━━━ Records shown ━━━
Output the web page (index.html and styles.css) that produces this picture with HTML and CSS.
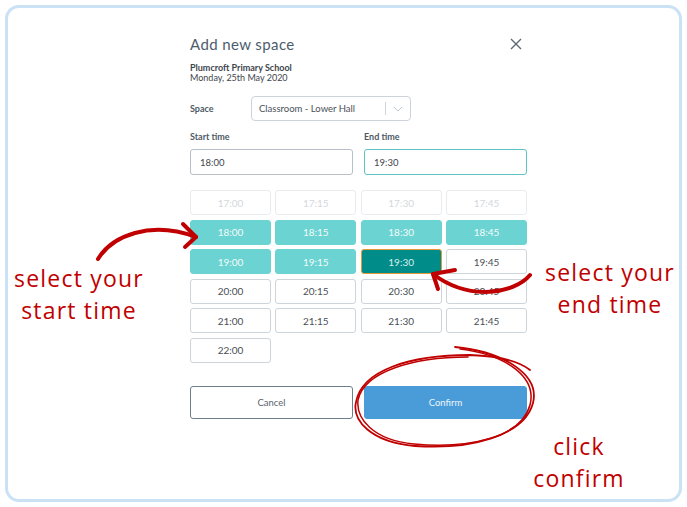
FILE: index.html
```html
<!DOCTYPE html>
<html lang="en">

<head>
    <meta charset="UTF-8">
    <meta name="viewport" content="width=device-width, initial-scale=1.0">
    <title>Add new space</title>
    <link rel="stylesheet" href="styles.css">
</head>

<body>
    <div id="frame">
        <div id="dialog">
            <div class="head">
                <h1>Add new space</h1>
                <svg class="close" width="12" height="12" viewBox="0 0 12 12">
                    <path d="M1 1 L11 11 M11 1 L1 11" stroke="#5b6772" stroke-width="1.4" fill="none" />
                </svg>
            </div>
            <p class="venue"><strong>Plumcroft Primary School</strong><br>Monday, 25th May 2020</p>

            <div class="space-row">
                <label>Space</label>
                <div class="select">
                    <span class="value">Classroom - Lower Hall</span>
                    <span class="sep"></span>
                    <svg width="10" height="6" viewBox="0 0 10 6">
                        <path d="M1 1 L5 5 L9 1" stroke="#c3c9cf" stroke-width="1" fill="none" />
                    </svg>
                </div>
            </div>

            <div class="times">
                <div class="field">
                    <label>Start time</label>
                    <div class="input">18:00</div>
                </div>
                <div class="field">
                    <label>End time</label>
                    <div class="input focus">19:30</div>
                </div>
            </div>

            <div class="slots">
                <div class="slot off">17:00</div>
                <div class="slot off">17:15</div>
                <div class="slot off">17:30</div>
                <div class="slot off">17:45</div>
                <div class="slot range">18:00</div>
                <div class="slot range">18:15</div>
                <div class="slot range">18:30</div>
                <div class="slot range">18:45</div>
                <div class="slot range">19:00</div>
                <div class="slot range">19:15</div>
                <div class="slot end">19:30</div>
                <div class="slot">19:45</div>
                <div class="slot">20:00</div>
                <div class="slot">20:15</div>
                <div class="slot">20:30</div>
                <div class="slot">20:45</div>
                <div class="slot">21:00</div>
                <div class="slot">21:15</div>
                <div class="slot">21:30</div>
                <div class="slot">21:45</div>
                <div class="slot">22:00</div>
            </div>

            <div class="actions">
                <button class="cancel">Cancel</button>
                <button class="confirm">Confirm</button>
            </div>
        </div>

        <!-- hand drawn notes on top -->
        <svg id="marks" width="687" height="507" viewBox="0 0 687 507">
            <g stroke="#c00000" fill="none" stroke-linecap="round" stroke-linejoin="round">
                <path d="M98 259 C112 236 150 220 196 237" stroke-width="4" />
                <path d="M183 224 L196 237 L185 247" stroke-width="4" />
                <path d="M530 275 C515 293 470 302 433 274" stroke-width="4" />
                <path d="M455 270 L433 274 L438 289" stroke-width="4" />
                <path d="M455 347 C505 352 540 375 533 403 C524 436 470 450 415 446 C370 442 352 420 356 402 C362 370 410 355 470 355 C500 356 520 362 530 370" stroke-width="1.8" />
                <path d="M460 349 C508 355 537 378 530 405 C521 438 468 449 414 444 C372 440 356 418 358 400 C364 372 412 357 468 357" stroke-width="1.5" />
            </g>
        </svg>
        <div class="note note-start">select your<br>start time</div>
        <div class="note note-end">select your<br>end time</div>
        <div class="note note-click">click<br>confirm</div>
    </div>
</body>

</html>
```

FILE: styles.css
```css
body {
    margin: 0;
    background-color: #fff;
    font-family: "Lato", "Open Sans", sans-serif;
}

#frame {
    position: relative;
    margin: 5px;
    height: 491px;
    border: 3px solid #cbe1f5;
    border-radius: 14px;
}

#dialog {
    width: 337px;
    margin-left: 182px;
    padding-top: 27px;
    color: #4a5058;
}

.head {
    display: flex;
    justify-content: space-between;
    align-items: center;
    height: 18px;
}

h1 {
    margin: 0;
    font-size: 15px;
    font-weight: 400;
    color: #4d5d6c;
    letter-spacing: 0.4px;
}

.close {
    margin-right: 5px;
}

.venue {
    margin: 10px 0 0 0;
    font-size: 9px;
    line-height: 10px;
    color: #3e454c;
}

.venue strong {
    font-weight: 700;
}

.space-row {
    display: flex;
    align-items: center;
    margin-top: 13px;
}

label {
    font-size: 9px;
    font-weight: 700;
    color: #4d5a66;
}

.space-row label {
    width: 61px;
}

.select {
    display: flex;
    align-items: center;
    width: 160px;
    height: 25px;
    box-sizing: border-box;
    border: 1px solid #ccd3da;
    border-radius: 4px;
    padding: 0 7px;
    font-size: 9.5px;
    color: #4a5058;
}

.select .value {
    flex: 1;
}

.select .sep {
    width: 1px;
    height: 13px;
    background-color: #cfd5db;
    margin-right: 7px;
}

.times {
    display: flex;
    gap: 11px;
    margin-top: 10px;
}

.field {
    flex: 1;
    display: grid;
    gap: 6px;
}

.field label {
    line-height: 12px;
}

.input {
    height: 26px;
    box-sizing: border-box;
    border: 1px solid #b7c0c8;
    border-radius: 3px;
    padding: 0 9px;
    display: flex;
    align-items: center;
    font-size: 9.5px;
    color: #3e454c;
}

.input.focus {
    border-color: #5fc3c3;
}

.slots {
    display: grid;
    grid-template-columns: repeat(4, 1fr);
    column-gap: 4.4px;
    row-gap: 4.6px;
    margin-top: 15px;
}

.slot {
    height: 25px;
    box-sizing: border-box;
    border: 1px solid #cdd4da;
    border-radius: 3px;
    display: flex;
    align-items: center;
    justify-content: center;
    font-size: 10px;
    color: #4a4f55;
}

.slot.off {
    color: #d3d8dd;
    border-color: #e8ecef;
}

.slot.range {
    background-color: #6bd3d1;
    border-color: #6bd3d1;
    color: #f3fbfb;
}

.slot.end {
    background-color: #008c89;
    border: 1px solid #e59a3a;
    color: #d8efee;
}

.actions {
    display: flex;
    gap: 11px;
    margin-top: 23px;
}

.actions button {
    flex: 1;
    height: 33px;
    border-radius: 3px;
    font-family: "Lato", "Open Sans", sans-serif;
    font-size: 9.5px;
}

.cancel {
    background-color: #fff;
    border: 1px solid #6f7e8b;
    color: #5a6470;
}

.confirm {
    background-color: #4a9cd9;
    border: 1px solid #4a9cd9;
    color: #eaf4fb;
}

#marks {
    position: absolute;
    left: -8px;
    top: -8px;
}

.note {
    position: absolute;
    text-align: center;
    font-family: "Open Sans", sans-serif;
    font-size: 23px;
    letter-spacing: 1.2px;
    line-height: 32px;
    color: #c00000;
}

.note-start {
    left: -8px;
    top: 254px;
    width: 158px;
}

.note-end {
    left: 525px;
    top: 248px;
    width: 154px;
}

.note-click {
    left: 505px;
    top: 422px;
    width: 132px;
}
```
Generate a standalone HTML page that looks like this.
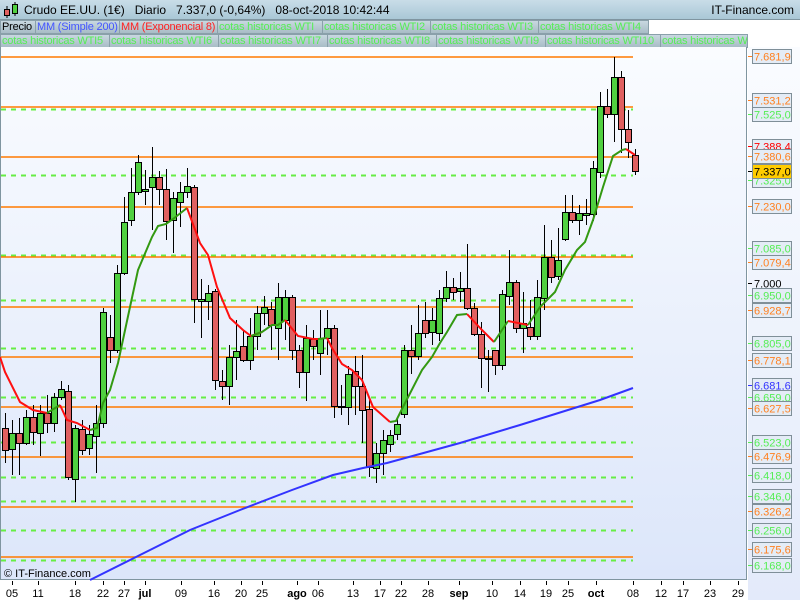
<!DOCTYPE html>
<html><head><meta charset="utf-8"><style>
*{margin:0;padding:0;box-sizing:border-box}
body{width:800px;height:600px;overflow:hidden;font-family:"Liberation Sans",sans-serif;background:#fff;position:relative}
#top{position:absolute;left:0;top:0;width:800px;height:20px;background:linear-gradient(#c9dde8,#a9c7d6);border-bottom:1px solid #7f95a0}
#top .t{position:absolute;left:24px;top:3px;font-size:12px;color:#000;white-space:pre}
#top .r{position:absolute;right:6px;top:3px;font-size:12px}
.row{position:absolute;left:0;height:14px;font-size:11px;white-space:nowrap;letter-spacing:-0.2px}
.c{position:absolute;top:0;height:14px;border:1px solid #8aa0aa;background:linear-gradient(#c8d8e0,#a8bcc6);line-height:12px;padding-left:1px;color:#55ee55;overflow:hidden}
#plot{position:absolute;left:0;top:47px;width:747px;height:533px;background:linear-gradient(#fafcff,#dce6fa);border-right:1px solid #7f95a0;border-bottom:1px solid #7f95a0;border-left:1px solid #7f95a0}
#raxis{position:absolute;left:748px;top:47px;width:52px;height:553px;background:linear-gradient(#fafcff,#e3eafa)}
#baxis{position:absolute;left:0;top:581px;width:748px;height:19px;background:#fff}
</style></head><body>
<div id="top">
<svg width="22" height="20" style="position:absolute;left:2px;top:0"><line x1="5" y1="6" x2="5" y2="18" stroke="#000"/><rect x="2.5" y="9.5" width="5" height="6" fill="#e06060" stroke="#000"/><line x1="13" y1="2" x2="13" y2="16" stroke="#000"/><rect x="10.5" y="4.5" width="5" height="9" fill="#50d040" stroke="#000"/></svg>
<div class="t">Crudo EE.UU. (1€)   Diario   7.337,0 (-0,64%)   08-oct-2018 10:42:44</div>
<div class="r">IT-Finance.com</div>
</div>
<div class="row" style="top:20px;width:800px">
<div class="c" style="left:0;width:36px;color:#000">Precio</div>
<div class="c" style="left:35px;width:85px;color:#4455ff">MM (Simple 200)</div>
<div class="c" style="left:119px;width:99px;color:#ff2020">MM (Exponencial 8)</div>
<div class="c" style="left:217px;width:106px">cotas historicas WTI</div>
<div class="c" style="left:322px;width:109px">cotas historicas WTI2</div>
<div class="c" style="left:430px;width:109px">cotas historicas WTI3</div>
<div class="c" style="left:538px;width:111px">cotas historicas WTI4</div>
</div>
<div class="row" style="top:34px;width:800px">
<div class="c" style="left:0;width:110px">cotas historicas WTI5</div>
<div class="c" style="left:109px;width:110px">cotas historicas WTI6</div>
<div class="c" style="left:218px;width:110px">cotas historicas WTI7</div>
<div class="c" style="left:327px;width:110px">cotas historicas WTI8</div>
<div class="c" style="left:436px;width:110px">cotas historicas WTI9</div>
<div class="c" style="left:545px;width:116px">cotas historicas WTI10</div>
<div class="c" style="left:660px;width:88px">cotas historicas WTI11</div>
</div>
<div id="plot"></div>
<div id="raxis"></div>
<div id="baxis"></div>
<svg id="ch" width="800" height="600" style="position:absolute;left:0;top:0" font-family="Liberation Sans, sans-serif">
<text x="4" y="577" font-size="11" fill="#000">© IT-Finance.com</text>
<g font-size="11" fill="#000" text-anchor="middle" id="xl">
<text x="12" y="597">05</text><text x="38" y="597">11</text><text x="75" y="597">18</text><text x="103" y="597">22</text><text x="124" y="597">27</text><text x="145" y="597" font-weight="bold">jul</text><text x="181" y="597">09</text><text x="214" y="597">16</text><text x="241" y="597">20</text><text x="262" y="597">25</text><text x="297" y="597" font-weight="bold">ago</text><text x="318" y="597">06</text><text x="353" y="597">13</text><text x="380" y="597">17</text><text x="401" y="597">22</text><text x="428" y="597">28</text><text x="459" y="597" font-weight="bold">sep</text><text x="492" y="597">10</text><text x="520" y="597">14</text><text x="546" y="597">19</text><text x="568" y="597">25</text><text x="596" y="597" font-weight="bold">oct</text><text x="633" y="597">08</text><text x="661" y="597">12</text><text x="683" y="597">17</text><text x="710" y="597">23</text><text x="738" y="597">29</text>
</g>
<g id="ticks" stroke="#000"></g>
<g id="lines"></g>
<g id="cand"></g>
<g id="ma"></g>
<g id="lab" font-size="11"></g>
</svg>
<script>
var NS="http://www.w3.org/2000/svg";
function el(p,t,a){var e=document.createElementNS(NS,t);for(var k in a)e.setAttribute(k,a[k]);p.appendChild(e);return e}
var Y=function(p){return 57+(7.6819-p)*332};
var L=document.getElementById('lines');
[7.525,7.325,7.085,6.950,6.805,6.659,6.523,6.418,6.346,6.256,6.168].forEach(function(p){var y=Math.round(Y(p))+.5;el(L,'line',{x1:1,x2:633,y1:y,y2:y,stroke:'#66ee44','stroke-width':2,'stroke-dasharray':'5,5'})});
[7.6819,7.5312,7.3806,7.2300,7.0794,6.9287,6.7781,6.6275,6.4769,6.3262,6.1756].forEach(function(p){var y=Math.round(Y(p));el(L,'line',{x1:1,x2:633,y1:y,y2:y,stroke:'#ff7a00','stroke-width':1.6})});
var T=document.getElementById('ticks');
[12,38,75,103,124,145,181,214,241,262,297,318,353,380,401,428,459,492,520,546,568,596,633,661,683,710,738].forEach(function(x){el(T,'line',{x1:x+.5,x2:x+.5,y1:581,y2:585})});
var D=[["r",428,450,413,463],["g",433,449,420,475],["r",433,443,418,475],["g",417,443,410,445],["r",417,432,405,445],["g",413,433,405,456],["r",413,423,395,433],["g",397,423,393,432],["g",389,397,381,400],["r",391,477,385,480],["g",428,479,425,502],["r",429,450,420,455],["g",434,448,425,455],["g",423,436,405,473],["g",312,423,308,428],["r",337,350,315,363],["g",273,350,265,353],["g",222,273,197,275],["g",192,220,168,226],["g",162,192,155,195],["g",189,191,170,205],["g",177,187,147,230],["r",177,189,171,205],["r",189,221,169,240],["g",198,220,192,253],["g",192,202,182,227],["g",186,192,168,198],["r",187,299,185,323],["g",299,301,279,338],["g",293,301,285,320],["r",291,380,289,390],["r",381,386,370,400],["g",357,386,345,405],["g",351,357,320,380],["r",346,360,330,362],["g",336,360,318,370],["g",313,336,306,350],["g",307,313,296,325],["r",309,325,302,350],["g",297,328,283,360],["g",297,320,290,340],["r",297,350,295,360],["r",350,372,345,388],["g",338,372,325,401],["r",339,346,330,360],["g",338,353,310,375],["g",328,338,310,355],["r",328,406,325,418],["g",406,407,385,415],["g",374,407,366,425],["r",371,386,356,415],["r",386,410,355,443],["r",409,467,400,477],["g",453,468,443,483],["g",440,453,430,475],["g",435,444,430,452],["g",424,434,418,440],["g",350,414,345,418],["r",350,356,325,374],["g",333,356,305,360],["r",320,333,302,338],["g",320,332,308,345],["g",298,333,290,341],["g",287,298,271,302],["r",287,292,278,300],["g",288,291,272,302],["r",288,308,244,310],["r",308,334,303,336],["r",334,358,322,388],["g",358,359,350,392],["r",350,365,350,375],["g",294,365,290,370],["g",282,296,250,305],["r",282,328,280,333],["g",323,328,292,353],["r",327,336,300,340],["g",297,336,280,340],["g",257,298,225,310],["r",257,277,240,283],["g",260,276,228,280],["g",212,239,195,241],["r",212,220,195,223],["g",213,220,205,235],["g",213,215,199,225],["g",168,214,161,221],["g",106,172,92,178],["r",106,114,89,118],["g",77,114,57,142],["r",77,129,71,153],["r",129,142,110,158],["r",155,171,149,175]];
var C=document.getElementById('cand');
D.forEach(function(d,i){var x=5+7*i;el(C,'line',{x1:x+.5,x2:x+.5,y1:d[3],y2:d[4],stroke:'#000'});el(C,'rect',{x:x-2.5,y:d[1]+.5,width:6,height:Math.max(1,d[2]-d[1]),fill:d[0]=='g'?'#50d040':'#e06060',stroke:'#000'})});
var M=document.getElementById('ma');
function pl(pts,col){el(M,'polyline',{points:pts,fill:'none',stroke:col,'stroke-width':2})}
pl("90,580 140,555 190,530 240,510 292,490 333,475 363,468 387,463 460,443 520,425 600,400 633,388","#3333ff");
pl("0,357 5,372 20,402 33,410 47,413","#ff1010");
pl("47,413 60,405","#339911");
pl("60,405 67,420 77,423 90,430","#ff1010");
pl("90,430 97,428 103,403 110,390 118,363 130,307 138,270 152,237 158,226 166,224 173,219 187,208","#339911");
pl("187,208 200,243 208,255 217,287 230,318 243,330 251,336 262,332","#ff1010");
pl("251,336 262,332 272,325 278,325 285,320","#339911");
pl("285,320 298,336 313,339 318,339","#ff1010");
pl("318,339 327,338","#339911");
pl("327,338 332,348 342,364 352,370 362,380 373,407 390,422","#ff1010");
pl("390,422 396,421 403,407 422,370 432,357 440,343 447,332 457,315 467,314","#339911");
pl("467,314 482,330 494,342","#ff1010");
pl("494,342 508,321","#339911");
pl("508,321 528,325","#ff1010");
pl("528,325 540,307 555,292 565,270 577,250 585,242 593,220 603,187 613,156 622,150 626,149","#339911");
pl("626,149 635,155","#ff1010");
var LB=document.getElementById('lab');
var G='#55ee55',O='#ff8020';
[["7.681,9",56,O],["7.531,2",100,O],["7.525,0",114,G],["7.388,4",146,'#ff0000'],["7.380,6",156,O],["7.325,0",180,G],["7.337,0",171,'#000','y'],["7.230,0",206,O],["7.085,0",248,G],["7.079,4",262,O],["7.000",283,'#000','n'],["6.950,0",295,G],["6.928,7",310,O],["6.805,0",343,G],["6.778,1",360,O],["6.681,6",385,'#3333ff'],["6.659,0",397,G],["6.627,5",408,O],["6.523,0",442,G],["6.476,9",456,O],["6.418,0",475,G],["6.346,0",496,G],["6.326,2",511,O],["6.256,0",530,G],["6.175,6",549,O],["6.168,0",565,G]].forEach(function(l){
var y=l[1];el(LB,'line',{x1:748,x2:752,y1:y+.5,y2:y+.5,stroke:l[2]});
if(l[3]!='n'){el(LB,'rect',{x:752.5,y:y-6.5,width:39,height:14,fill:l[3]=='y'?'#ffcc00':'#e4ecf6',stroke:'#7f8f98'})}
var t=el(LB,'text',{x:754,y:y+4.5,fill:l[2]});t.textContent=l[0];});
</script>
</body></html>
━━━
Copy all lines in the listing above where the string "that" appears.

» **The output**
Output the web page (index.html and styles.css) that produces this picture with HTML and CSS.
Generate a standalone HTML page that looks like this.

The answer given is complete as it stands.